Someone has said that an artist has about a decade of truly productive and growing “upward” trajectory.  After that, with luck, things level off.  With bad luck, the arc turns down, sometimes quite suddenly.   The Icarus template.  I joined Bob as his success was just arriving, rose high until the success began to tear him apart physically and emotionally, and then a short slant down with many opportunists riding his back -- not his coattails.  They wanted barebacking.  They wanted blood.  By then he had thrown me off. 

But I had my reward.  He said that instead of him paying me alimony I ought to be paying him tuition, and he was right.  But I WAS paying as I learned.  The customers had become more important and therefore more demanding, more competitive, less able to appreciate the art work for what it was.  The guys (rarely women and never the guys who worked in the shop and foundry) kicked me out of the way, yet Bob depended on me to be the independent witness who could tell him honestly what was going on.  Except now he didn’t want to hear it.  I have to fight against repeating this cycle.  It’s in both the culture and myself.

I threw in my cards.

There is an archetype, confused, maybe Jungian, that persists.  Belinda, the good witch in Oz; the Blue Fairy in Pinocchio; the mother in “A.I.”  Some will say the Virgin Mary.  Many women aspire to inhabit that model of tender compassion.  We should not discard it nor belittle it.  Either a wife or a mistress can act this out -- but not the woman who wants a separate life.  If she goes against her inner forces, maybe she could take oxytocin pills, but more likely oxycontin.  One needs to be a little supernatural, or at least highly spiritual.
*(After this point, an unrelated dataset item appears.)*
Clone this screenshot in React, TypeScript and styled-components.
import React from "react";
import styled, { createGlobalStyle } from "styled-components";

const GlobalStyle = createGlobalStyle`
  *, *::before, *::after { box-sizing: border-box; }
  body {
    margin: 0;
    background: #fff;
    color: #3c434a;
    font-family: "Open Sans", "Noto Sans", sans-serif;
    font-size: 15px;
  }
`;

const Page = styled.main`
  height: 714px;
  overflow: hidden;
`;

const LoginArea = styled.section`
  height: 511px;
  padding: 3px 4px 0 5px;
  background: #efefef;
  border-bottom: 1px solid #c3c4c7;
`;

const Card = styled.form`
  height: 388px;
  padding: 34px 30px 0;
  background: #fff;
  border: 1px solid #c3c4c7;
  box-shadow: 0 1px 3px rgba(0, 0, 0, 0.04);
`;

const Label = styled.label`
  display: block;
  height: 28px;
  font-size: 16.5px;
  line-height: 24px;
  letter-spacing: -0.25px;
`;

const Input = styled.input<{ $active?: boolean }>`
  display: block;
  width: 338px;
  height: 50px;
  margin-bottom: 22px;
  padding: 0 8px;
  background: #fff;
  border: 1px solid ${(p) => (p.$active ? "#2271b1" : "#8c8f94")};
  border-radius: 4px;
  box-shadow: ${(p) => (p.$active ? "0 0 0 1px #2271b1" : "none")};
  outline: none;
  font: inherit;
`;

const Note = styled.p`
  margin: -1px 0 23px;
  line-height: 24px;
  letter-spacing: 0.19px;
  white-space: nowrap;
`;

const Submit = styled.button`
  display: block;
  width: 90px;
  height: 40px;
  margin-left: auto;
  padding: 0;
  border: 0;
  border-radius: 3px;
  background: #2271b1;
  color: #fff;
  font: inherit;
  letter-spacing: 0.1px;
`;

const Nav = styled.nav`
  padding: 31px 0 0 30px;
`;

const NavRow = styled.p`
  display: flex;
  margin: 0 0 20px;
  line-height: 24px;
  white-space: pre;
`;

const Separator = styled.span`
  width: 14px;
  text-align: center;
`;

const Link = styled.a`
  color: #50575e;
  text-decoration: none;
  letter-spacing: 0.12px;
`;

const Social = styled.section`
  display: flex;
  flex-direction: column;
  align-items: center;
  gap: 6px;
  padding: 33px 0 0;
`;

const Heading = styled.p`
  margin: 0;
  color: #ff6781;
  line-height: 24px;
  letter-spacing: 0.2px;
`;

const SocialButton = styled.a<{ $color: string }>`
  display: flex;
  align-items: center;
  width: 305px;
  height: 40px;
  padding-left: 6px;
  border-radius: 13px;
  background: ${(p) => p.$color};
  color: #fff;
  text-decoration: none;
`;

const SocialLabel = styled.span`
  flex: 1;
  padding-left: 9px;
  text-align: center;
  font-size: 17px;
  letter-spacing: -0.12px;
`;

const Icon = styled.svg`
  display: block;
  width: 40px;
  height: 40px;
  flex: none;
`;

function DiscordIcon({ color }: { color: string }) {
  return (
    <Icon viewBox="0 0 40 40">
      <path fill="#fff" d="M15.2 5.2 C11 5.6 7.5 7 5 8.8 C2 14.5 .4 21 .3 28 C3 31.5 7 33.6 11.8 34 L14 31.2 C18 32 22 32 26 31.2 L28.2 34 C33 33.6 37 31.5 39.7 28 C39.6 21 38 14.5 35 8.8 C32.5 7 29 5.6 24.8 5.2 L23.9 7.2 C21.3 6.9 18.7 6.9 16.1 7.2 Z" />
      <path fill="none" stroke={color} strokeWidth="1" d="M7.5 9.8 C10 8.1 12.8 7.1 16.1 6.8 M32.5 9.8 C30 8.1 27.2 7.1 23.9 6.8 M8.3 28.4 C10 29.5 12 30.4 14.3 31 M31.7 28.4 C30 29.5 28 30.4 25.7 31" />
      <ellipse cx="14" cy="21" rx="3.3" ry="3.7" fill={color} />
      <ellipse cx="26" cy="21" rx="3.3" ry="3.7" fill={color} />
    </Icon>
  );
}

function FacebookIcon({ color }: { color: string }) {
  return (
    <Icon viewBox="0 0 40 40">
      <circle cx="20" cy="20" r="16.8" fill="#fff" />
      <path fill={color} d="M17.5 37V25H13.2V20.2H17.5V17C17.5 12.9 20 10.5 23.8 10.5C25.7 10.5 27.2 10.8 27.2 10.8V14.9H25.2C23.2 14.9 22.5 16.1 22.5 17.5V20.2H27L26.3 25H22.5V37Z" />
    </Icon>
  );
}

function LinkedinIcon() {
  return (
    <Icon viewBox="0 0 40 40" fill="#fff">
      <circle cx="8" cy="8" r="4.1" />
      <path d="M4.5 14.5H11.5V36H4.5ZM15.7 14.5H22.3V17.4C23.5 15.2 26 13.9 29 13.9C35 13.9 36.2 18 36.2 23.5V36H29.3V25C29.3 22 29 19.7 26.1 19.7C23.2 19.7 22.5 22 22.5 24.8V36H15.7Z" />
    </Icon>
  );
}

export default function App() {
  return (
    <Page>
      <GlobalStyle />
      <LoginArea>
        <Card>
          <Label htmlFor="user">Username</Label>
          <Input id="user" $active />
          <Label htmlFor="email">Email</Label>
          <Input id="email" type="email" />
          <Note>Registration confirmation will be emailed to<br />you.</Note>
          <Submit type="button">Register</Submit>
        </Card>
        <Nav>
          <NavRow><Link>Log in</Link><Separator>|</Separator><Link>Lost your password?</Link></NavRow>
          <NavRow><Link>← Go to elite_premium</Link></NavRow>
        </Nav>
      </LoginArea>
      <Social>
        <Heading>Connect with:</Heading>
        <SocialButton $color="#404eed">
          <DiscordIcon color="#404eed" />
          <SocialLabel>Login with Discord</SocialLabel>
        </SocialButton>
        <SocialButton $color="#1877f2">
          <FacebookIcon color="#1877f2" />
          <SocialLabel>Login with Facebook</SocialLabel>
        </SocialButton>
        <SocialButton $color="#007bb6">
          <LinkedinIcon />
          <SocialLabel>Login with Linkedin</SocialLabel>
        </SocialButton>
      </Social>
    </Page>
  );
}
It’s not fair or human to make this role seem unworthy or evil.  Too many of us need Echo, Ariadne, Eurydice, and Kuan Yin. Some theorize that this is a deeply constructed image of the young mother who comforts, feeds, sings us to sleep, and then is lost to time.  She is unattainable, like a mermaid or a nymph who becomes a tree.  I’ve always been intrigued by “Vera” a character in the Prime Suspect series 3 (the one about rent boys) played brilliantly by Peter Capaldi.  He’s not just a female impersonator but an “embodiment” of heartbroken compassion.  There must be men who are figures of male solace.  Of course, Biblical angels are always male.  But they can’t be homosexual if the other party is not human, can they?  And surely an angel is not a beast, despite the wings.

The artist's name is Gorgidas.  www.redbubble.com

Chivalry and courtly love are lost in recent times.  (We would do better to discard the Furies.  We try.)  So now I’m beginning to read Denis de Rougemont’s “Love in the Western World,” which is about Tristan rather than Jesus.  (Or can Tristan BE Jesus?)

1 comment:

  1. I'll just stand quietly in the back of the auditorium and applaud your attitude here.

    I had a music professor who echoes the wisdom heard by many writers from their mentors: If you can live without making art every day, go do it. You're better off working a "real job" than putting yourself through the hell of creation as your work. But if you can't survive without making music, or writing, then do it.

    Also, I totally agree with you that success is another survival strategy. That's how I think about it. Wealth means not having to worry about month to month survival. It doesn't mean buying a yacht on the Riviera, it means just not having to worry about debt and bills.